Stated exercise: Search the data for the word "styles" and copy every line where it occurs.

Given material:
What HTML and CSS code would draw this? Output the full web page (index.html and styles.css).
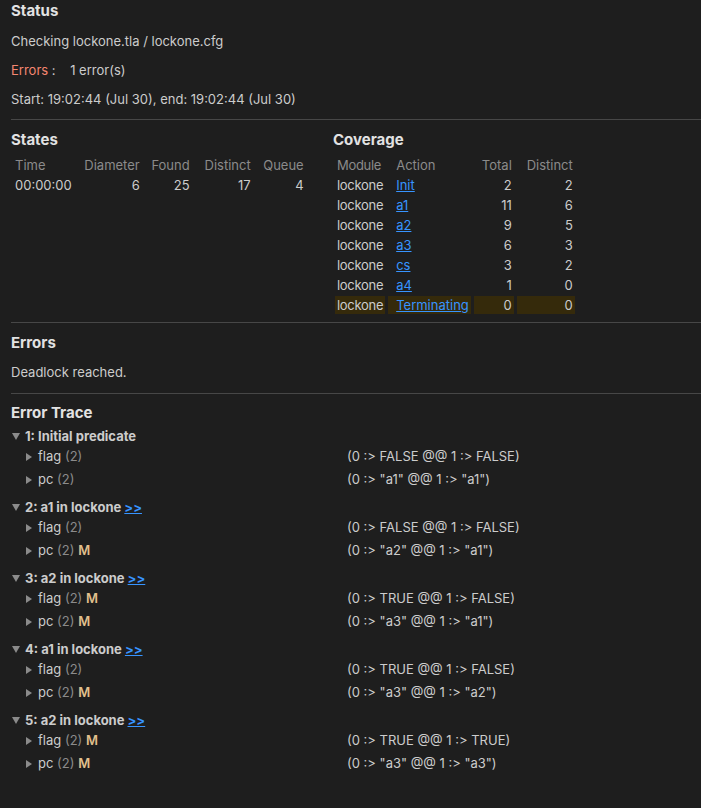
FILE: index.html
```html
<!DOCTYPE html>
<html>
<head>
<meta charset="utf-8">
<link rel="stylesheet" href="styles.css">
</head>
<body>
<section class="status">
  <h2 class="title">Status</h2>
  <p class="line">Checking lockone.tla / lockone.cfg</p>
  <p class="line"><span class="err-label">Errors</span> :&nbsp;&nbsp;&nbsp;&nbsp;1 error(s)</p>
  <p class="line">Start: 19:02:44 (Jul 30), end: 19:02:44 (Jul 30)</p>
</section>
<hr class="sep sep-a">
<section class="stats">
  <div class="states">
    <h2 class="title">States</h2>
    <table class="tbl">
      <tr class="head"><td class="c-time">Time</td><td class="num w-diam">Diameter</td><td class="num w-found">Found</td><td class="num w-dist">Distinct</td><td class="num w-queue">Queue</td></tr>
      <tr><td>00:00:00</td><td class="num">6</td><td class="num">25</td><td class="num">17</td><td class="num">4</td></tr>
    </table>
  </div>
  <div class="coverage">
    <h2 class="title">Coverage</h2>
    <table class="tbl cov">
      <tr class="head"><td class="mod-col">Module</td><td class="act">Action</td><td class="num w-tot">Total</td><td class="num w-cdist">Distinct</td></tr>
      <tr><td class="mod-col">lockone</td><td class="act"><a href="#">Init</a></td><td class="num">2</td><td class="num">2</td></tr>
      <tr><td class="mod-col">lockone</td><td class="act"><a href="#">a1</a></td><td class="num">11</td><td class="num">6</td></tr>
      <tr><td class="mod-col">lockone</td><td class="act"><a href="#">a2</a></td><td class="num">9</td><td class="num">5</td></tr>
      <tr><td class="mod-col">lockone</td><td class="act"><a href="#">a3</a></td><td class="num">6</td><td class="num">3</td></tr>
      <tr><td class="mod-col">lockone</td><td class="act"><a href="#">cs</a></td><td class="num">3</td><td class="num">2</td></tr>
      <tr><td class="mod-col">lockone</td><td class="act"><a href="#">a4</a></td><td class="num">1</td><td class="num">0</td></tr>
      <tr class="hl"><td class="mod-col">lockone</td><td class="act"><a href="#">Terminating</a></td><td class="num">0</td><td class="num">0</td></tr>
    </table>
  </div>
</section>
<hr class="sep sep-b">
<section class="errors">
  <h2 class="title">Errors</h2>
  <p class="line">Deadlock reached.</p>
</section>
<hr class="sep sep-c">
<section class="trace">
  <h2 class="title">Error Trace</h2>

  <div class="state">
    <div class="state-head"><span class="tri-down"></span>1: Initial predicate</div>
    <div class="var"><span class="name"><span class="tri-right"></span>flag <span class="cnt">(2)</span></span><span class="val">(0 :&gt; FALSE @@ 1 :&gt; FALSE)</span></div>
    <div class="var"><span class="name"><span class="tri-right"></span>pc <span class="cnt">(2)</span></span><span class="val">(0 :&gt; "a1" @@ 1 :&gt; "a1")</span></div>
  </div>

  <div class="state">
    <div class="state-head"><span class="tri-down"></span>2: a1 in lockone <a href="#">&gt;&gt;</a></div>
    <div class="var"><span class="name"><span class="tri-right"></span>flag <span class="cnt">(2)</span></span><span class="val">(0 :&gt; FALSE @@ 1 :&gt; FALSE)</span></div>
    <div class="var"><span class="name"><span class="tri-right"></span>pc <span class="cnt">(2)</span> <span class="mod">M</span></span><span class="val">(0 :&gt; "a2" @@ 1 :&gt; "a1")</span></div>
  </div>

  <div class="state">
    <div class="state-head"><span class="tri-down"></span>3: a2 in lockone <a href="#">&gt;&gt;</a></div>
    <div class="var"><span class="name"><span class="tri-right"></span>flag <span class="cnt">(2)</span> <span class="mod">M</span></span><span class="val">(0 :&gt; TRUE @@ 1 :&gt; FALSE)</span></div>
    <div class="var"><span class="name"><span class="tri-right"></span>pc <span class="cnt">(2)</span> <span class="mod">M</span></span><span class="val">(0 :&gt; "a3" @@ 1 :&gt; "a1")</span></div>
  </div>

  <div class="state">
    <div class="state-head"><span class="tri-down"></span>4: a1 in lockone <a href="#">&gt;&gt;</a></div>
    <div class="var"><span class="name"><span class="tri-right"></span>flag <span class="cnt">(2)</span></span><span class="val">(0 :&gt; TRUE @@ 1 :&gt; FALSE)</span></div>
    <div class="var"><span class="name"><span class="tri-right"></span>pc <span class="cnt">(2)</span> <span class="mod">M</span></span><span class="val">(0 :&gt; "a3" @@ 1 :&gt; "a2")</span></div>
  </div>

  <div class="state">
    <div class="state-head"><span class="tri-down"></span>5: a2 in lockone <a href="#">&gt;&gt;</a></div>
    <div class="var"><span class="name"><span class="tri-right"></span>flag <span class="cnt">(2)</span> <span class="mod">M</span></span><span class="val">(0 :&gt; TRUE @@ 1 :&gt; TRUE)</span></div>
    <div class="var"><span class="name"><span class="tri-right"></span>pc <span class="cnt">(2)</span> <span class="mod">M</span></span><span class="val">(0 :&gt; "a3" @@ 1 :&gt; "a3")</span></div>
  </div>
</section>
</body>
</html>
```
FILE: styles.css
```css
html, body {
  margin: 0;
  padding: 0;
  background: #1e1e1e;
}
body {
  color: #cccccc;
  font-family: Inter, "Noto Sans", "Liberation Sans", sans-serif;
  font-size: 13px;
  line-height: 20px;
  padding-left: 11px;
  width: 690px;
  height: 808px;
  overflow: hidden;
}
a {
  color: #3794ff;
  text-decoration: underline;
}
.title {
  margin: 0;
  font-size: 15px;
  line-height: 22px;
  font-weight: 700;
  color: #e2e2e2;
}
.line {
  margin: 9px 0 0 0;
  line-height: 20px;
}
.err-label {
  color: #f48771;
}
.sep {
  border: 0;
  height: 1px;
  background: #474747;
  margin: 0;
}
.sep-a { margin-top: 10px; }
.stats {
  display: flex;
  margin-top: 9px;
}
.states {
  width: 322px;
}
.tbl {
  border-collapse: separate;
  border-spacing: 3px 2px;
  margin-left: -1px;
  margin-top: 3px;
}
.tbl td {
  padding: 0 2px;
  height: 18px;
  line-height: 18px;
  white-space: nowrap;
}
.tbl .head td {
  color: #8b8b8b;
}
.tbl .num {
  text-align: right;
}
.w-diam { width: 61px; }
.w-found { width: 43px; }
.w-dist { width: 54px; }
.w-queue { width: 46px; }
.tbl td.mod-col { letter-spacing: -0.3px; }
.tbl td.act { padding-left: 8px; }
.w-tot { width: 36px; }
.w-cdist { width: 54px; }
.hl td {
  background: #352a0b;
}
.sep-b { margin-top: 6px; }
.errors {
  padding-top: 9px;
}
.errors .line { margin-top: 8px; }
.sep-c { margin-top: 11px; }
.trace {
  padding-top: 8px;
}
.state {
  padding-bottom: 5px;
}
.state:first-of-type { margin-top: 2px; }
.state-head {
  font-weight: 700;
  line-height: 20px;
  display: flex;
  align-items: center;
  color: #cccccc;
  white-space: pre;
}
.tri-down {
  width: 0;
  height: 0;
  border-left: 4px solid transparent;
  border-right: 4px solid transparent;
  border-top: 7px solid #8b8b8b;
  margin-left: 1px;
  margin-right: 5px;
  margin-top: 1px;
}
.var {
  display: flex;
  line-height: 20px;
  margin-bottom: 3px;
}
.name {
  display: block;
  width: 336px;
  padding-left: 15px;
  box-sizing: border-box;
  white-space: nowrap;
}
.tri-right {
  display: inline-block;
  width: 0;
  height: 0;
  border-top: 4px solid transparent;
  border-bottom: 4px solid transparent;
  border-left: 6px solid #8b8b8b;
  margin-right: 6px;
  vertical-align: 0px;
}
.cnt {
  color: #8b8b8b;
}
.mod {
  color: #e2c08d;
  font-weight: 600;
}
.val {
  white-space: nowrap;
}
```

Correct output:
What HTML and CSS code would draw this? Output the full web page (index.html and styles.css).
<link rel="stylesheet" href="styles.css">
FILE: styles.css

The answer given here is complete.